Kritik Terhadap Respons Pemerintah

Dalam menanggapi ketidaksetujuan publik terhadap kebijakan TAPERA, Presiden Joko Widodo menilai bahwa protes maupun kritik publik merupakan hal yang telah diperhitungkan sebelumnya. Presiden Joko Widodo merujuk pada pengalaman serupa saat pemerintah menerbitkan kebijakan BPJS. dimana masyarakat mengajukan protes dan kritik, namun setelah kebijakan berjalan dan manfaatnya mulai terasa, situasi kembali normal. Namun, dalam konteks TAPERA—seyogianya pemerintah menunjukkan sikap proaktif dan responsif dalam menerima maupun menanggapi reaksi publik.  

Pernyataan Presiden yang membandingkan situasi TAPERA dengan BPJS menunjukkan bahwa pemerintah cenderung menganggap protes masyarakat sebagai hal yang sementara dan akan mereda seiring waktu. Namun, setiap kebijakan memiliki konteks dan implikasi yang berbeda. TAPERA, sebagai skema tabungan perumahan, memiliki dampak langsung terhadap keuangan individu, terutama bagi pekerja dengan pendapatan menengah ke bawah. Idealnya, pemerintah harus menunjukkan sikap proaktif dalam menjawab keluhan dan kritik masyarakat. Ini berarti menyediakan forum dialog yang transparan dan membuka ruang bagi partisipasi publik dalam proses pengambilan keputusan. 

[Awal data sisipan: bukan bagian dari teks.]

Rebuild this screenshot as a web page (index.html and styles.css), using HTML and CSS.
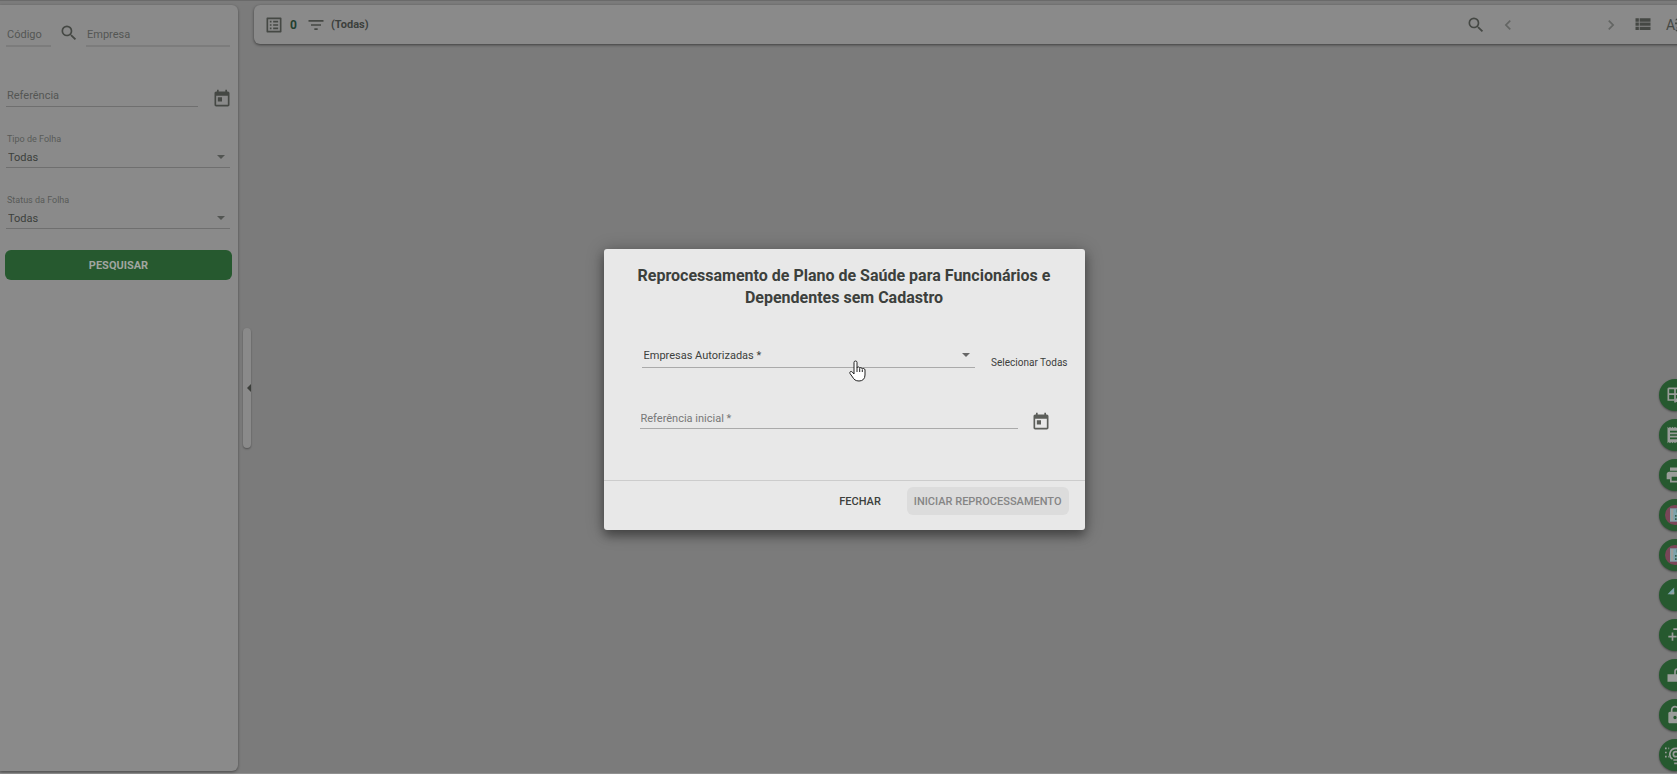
FILE: index.html
```html
<!DOCTYPE html>
<html lang="pt-BR">
<head>
  <meta charset="UTF-8" />
  <meta name="viewport" content="width=device-width, initial-scale=1.0" />
  <title>Folha de Pagamento</title>
  <link rel="stylesheet" href="styles.css">
</head>
<body>
  <svg class="sprite" aria-hidden="true">
    <symbol id="i-search" viewBox="0 0 24 24"><path d="M15.5 14h-.79l-.28-.27A6.47 6.47 0 0 0 16 9.5 6.5 6.5 0 1 0 9.5 16c1.61 0 3.09-.59 4.23-1.57l.27.28v.79l5 4.99L20.49 19l-4.99-5zm-6 0C7.01 14 5 11.99 5 9.5S7.01 5 9.5 5 14 7.01 14 9.5 11.99 14 9.5 14z"/></symbol>
    <symbol id="i-today" viewBox="0 0 24 24"><path d="M19 3h-1V1h-2v2H8V1H6v2H5c-1.11 0-1.99.9-1.99 2L3 19c0 1.1.89 2 2 2h14c1.1 0 2-.9 2-2V5c0-1.1-.9-2-2-2zm0 16H5V8h14v11zM7 10h5v5H7z"/></symbol>
    <symbol id="i-report" viewBox="0 0 24 24"><circle class="rose" cx="12" cy="12" r="12"/><path class="tint" d="M6 4h12v16H6z"/><path class="shade" d="M14 5h4v4h-4z"/><path d="M7 5h3v14H7z"/><path class="shade" d="M12 12h2v2h-2zM12 16h2v2h-2zM16 12h2v2h-2z"/></symbol>
  </svg>

  <div class="app">
    <form class="sidebar">
      <div class="row row-first">
        <input class="field code" type="text" placeholder="Código" aria-label="Código">
        <button class="icon-btn" type="button" aria-label="Buscar empresa"><svg><use href="#i-search"/></svg></button>
        <input class="field grow" type="text" placeholder="Empresa" aria-label="Empresa">
      </div>
      <div class="row">
        <input class="field line grow" type="text" placeholder="Referência" aria-label="Referência">
        <button class="icon-btn calendar" type="button" aria-label="Abrir calendário"><svg><use href="#i-today"/></svg></button>
      </div>
      <div class="group">
        <label for="tipo">Tipo de Folha</label>
        <div class="select"><select id="tipo"><option>Todas</option></select></div>
      </div>
      <div class="group">
        <label for="status">Status da Folha</label>
        <div class="select"><select id="status"><option>Todas</option></select></div>
      </div>
      <button class="btn-search" type="submit">PESQUISAR</button>
    </form>

    <main class="content">
      <header class="toolbar">
        <svg class="icon" viewBox="0 0 24 24"><path d="M19 5v14H5V5h14m1.1-2H3.9c-.5 0-.9.4-.9.9v16.2c0 .4.4.9.9.9h16.2c.4 0 .9-.5.9-.9V3.900c0-.5-.5-.9-.9-.9zM11 7h6v2h-6V7zm0 4h6v2h-6v-2zm0 4h6v2h-6zM7 7h2v2H7zm0 4h2v2H7zm0 4h2v2H7z"/></svg>
        <strong class="count">0</strong>
        <button class="icon-btn" type="button" aria-label="Filtrar"><svg viewBox="0 0 24 24"><path d="M10 18h4v-2h-4v2zM3 6v2h18V6H3zm3 7h12v-2H6v2z"/></svg></button>
        <strong class="filter">(Todas)</strong>
        <div class="tools">
          <button class="icon-btn" type="button" aria-label="Pesquisar"><svg><use href="#i-search"/></svg></button>
          <div class="pager">
            <button class="icon-btn" type="button" aria-label="Anterior"><svg viewBox="0 0 24 24"><path d="M15.410 7.410L14 6l-6 6 6 6 1.410-1.410L10.830 12z"/></svg></button>
            <button class="icon-btn" type="button" aria-label="Próxima"><svg viewBox="0 0 24 24"><path d="M10 6L8.590 7.410 13.170 12l-4.580 4.590L10 18l6-6z"/></svg></button>
          </div>
          <button class="icon-btn" type="button" aria-label="Lista"><svg viewBox="0 0 24 24"><path d="M3 4h4v4H3zM3 9h4v4H3zM3 14h4v4H3zM8 4h13v4H8zM8 9h13v4H8zM8 14h13v4H8z"/></svg></button>
          <button class="sort" type="button" aria-label="Ordenar">A<svg viewBox="0 0 12 20"><path d="M1 4l3-3 3 3zM1 16l3 3 3-3zM1 7h9v2l-6 5H2l6-5H1z"/></svg></button>
        </div>
      </header>
    </main>

    <button class="handle" type="button" aria-label="Recolher painel"></button>

    <nav class="fabs" aria-label="Ações">
      <button type="button" aria-label="Editar tabela"><svg viewBox="0 0 24 24"><path fill="none" stroke="currentColor" stroke-width="2" d="M4 4h17v6M4 4v14h8M4 11h13M12 4v14"/><path d="M11 19l7-7 2 2-7 7h-2z"/></svg></button>
      <button type="button" aria-label="Recibo"><svg viewBox="0 0 24 24"><path d="M18 17H6v-2h12v2zm0-4H6v-2h12v2zm0-4H6V7h12v2zM3 22l1.500-1.500L6 22l1.500-1.500L9 22l1.500-1.500L12 22l1.500-1.500L15 22l1.500-1.500L18 22l1.500-1.500L21 22V2l-1.500 1.500L18 2l-1.500 1.500L15 2l-1.500 1.500L12 2l-1.500 1.500L9 2 7.500 3.500 6 2 4.500 3.500 3 2v20z"/></svg></button>
      <button type="button" aria-label="Imprimir"><svg viewBox="0 0 24 24"><path d="M19 8H5c-1.660 0-3 1.340-3 3v6h4v4h12v-4h4v-6c0-1.660-1.340-3-3-3zm-3 11H8v-5h8v5zm2-16H6v4h12V3z"/></svg></button>
      <button type="button" aria-label="Relatório de folha"><svg><use href="#i-report"/></svg></button>
      <button type="button" aria-label="Relatório de encargos"><svg><use href="#i-report"/></svg></button>
      <button type="button" aria-label="Enviar"><svg viewBox="0 0 24 24"><path class="tint" d="M3 11L11 3v8z"/><path d="M6 11l5-3v3z"/></svg></button>
      <button type="button" aria-label="Adicionar"><svg viewBox="0 0 24 24"><path d="M8 9h2v4h4v2h-4v4H8v-4H4v-2h4zM10 4h12v2H10z"/></svg></button>
      <button type="button" aria-label="Abrir folha"><svg viewBox="0 0 24 24"><path d="M3 11h8V8a4 4 0 0 1 8 0h-2a2 2 0 0 0-4 0v3h5v9H3z"/></svg></button>
      <button type="button" aria-label="Fechar folha"><svg viewBox="0 0 24 24"><path d="M18 8h-1V6c0-2.760-2.240-5-5-5S7 3.240 7 6v2H6c-1.100 0-2 .9-2 2v10c0 1.100.9 2 2 2h12c1.100 0 2-.9 2-2V10c0-1.100-.9-2-2-2zm-6 9a2 2 0 1 1 0-4 2 2 0 0 1 0 4zM15 8H9V6a3 3 0 0 1 6 0z"/></svg></button>
      <button type="button" aria-label="Processar"><svg viewBox="0 0 24 24"><g fill="none" stroke="currentColor" stroke-width="2"><path d="M9 17C3 13 6 4 13 4s10 9 4 13M10 18h6M11 22h4"/><circle cx="13" cy="11" r="3"/><path stroke-dasharray="2 2" d="M0 4h5M0 9h4M0 14h5"/></g></svg></button>
    </nav>

    <div class="overlay">
      <form class="dialog" role="dialog" aria-labelledby="dialogTitle">
        <h1 id="dialogTitle">Reprocessamento de Plano de Saúde para Funcionários e Dependentes sem Cadastro</h1>
        <div class="dialog-body">
          <div class="dialog-row companies">
            <div class="select grow"><select aria-label="Empresas Autorizadas" required><option value="">Empresas Autorizadas *</option></select></div>
            <button class="select-all" type="button">Selecionar Todas</button>
          </div>
          <div class="dialog-row reference">
            <input class="field line grow" type="text" placeholder="Referência inicial *" aria-label="Referência inicial" required>
            <button class="icon-btn calendar" type="button" aria-label="Abrir calendário"><svg><use href="#i-today"/></svg></button>
          </div>
        </div>
        <div class="dialog-actions">
          <button class="btn-close" type="button">FECHAR</button>
          <button class="btn-start" type="submit" disabled>INICIAR REPROCESSAMENTO</button>
        </div>
        <svg class="pointer" viewBox="0 0 17 22" aria-hidden="true"><path d="M5 12V2.500a1.500 1.500 0 0 1 3 0V8c0-1.500 2.500-1.500 2.700.3C11 7.200 13 7.500 13.200 9c.6-1 2.800-.6 2.800 1v5c0 4-2.500 6-6 6-3.500 0-5-1.500-6.500-4L1 13.500c-.8-1.700 1-2.800 2.300-1.500L5 14z"/><path d="M8 8v4M10.700 8.500V12M13.300 9.500V12"/></svg>
      </form>
    </div>
  </div>
</body>
</html>
```
FILE: styles.css
```css
* { box-sizing: border-box; }
html, body { height: 100%; }
body { margin: 0; overflow: hidden; background: #7b7b7b; color: #3c403c; font-family: Roboto, Arial, sans-serif; font-size: 11px; }
button, input, select { margin: 0; padding: 0; border: none; border-radius: 0; background: none; color: inherit; font: inherit; outline: none; }
button { cursor: pointer; }
.sprite { position: absolute; width: 0; height: 0; }

/* the page is a little wider than the window */
.app { position: relative; display: flex; gap: 16px; width: calc(100% + 11px); height: 100%; padding: 4px 0 2px; border-top: 1px solid #6a6a6a; border-bottom: 1px solid #909090; }

.sidebar { width: 238px; padding: 0 8px 0 6px; background: #8a8a8a; border-radius: 0 6px 6px 0; box-shadow: 0 1px 3px rgba(0,0,0,0.4); }
.row { display: flex; align-items: flex-end; height: 60px; }
.row-first { height: 42px; }
.row-first .icon-btn { margin: 0 7px 4px 8px; }
.field { min-width: 0; height: 24px; padding: 0 1px; border-bottom: 2px solid #7c7c7c; }
.field.line { height: 22px; border-bottom: 1px solid #6f6f6f; }
.field::placeholder { color: #545654; opacity: 1; }
.code { width: 45px; }
.grow { flex: 1; }
.icon-btn { flex: none; width: 20px; height: 20px; color: #454844; }
.icon-btn svg, .icon { display: block; width: 20px; height: 20px; fill: currentColor; }
.row .calendar { margin: 0 -2px -2px 14px; }
.group { padding-top: 24px; }
.group label { display: block; height: 16px; padding-left: 1px; color: #585a58; font-size: 9px; line-height: 16px; }
.select { position: relative; border-bottom: 1px solid #6f6f6f; }
.select select { display: block; width: 100%; height: 20px; padding: 0 2px; appearance: none; }
.select::after { content: ""; position: absolute; right: 5px; top: 8px; border: 4px solid transparent; border-top-color: #525552; border-bottom: none; pointer-events: none; }
.btn-search { display: block; width: 227px; height: 30px; margin: 21px 0 0 -1px; border-radius: 6px; background: #26592f; color: #a0a5a0; font-weight: 700; }

.content { flex: 1; min-width: 0; }
.toolbar { display: flex; align-items: center; height: 39px; padding: 0 2px 0 10px; border-radius: 6px 0 0 6px; background: #8a8a8a; box-shadow: 0 1px 3px rgba(0,0,0,0.5); }
.toolbar .icon { color: #454844; }
.count { width: 22px; padding-left: 6px; color: #22402f; font-size: 12px; }
.filter { padding-left: 5px; }
.tools { display: flex; align-items: center; margin-left: auto; }
.pager { display: flex; justify-content: space-between; width: 123px; margin: 0 12px; }
.pager .icon-btn { color: #636563; }
.sort { display: flex; align-items: center; width: 20px; margin-left: 13px; color: #454844; font-size: 14px; }
.sort svg { flex: none; width: 10px; height: 16px; margin-left: -1px; fill: currentColor; }

.handle { position: absolute; left: 243px; top: 327px; width: 8px; height: 120px; border-radius: 4px; background: #8a8a8a; box-shadow: 0 1px 2px rgba(0,0,0,0.35); }
.handle::before { content: ""; display: block; margin: 0 auto; width: 4px; border: 4px solid transparent; border-right-color: #3c3f3b; border-left: none; }

.fabs { position: absolute; right: -3px; bottom: 2px; display: flex; flex-direction: column; gap: 8px; }
.fabs button { display: flex; align-items: center; justify-content: center; width: 32px; height: 32px; border-radius: 50%; background: #26592f; color: #9a9d9a; box-shadow: 0 1px 2px rgba(0,0,0,0.4); }
.fabs svg { width: 20px; height: 20px; fill: currentColor; }
.rose { fill: #794658; }
.tint { fill: #7da3ab; }
.shade { fill: #335d4b; }

.overlay { position: absolute; inset: 5px 0 0; display: flex; align-items: center; justify-content: center; pointer-events: none; }
.dialog { position: relative; width: 481px; border-radius: 3px; background: #e8e8e8; box-shadow: 0 6px 10px rgba(0,0,0,0.3), 0 2px 18px rgba(0,0,0,0.3); pointer-events: auto; }
.dialog h1 { margin: 0; padding: 16px 32px 0; color: #3c403c; font-size: 16px; font-weight: 700; line-height: 22px; text-align: center; }
.dialog-body { height: 171px; padding: 34px 17px 0 36px; }
.dialog-row { display: flex; align-items: flex-end; }
.companies { padding-left: 2px; }
.companies .select { border-color: #aaa; }
.companies .select select { height: 24px; }
.companies .select::after { top: 10px; border-top-color: #666; }
.select-all { height: 10px; margin-left: 16px; font-size: 10px; line-height: 10px; }
.reference { margin-top: 41px; }
.reference .field { height: 20px; border-color: #aaa; }
.reference .field::placeholder { color: #777; }
.reference .calendar { margin: 0 17px -3px 13px; color: #5c5e5a; }
.dialog-actions { display: flex; justify-content: flex-end; padding: 6px 16px 15px; border-top: 1px solid #ccc; font-weight: 500; }
.dialog-actions button { height: 28px; border-radius: 6px; }
.btn-close { margin-right: 26px; }
.btn-start { padding: 0 7px; background: #dcdcdc; color: #858585; }
.pointer { position: absolute; left: 245px; top: 111px; width: 17px; height: 22px; fill: #fff; stroke: #222; stroke-width: 1; pointer-events: none; }
```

Berdasarkan uraian diatas, menurut para penulis, Peraturan Pemerintah 21/2024 cenderung tidak mewujudkan asas – asas keadilan, asas pembentukan peraturan pembentukan peraturan perundang undangan. Oleh karena itu, para penulis mencermati kemungkinan besar peraturan pemerintah tersebut menimbulkan problematika dan banyak kalangan akan menguji keabsahannya di Mahkamah Agung Republik Indonesia karena merupakan peraturan perundang undangan dibawah undang-undang.